Re: The Weakest Link - Phantom Power - Championship Round -
Killer Whale Tank - 12-05-2017
I like your discussion of "Escape," that's good stuff.
On the other stuff, I note that you attribute all attempts to discern better and worse artistic creation as "ego," yet scorn the notion that privileging obscure cuts might also be a form of "ego." Funny how ego is everywhere and nowhere. And as far as the definition of "good" goes, you yourself have a definition - i.e., one that axiomatically reduces any distinctions between artistic work by reducing it all to unfathomable and completely arbitrary personal preferences. In other words, you define "good" in such a way as to make qualitative distinctions impossible. The consequences of this don't make sense; e.g., like many people here, I play some guitar on the side, but I'm a chunka-chunka-chunka primitive rhythm guitar player who is basically incompetent. If I decide that I am "as good" a guitarist as Rob B., or as "good" a singer as Gord D. - let alone Pavarotti - that don't make it so, and no one with the slightest taste or judgement would think it so. (Similarly, my drunken philosophizing does not make me as powerful a philosopher as Nietzsche or Plato, and the "poems" I wrote as a teen don't make me as good as TS Eliot, any more than Gord D's "poetry" can hold a candle to an Eliot, or Yeats, or Larkin, etc.).
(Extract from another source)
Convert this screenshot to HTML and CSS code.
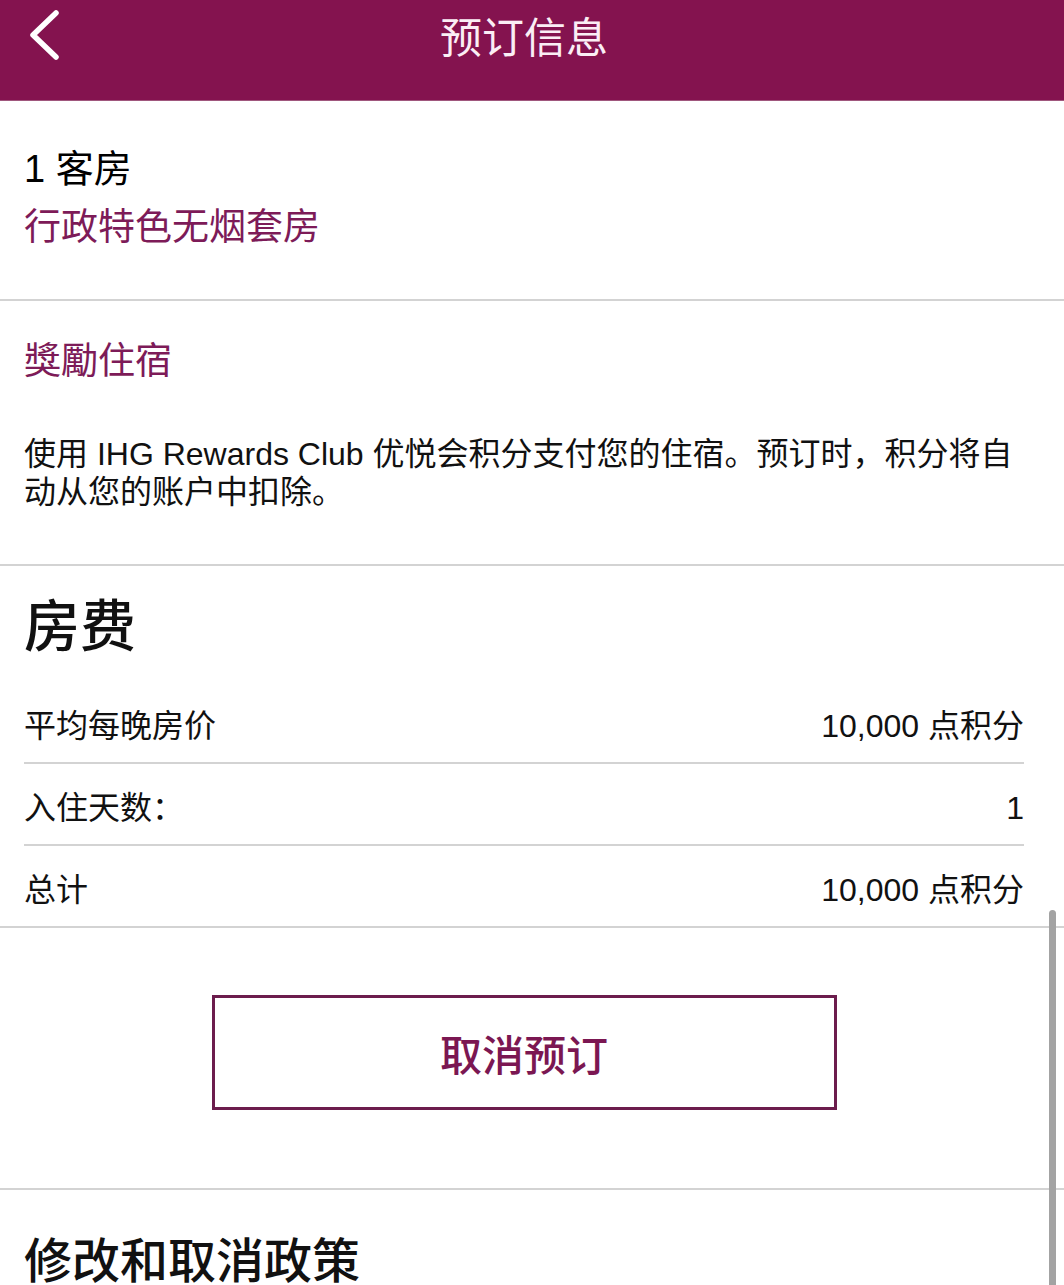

Your example of classical orchestral musicians disliking Dylan is interesting, and again, that opens up more useful avenue of discussion. (Interestingly one of my best friends is a classical viola player, and he loves Dylan, but that's a side note). You are absolutely right that it would be ridiculous to assess Dylan by the standards of classical music. He works within a completely different idiom; but that just means he has to be evaluated by different criteria. But that doesn't mean his work can't be *evaluated.* And of course, this 'evaluation' doesn't unfold according to mathematical criteria, but rather is a world of aesthetic judgement. I suspect your basic assumption is that unless something can be quantified (e.g., Bill Gates has more money than me) it cannot be subjected to meaningful assessments.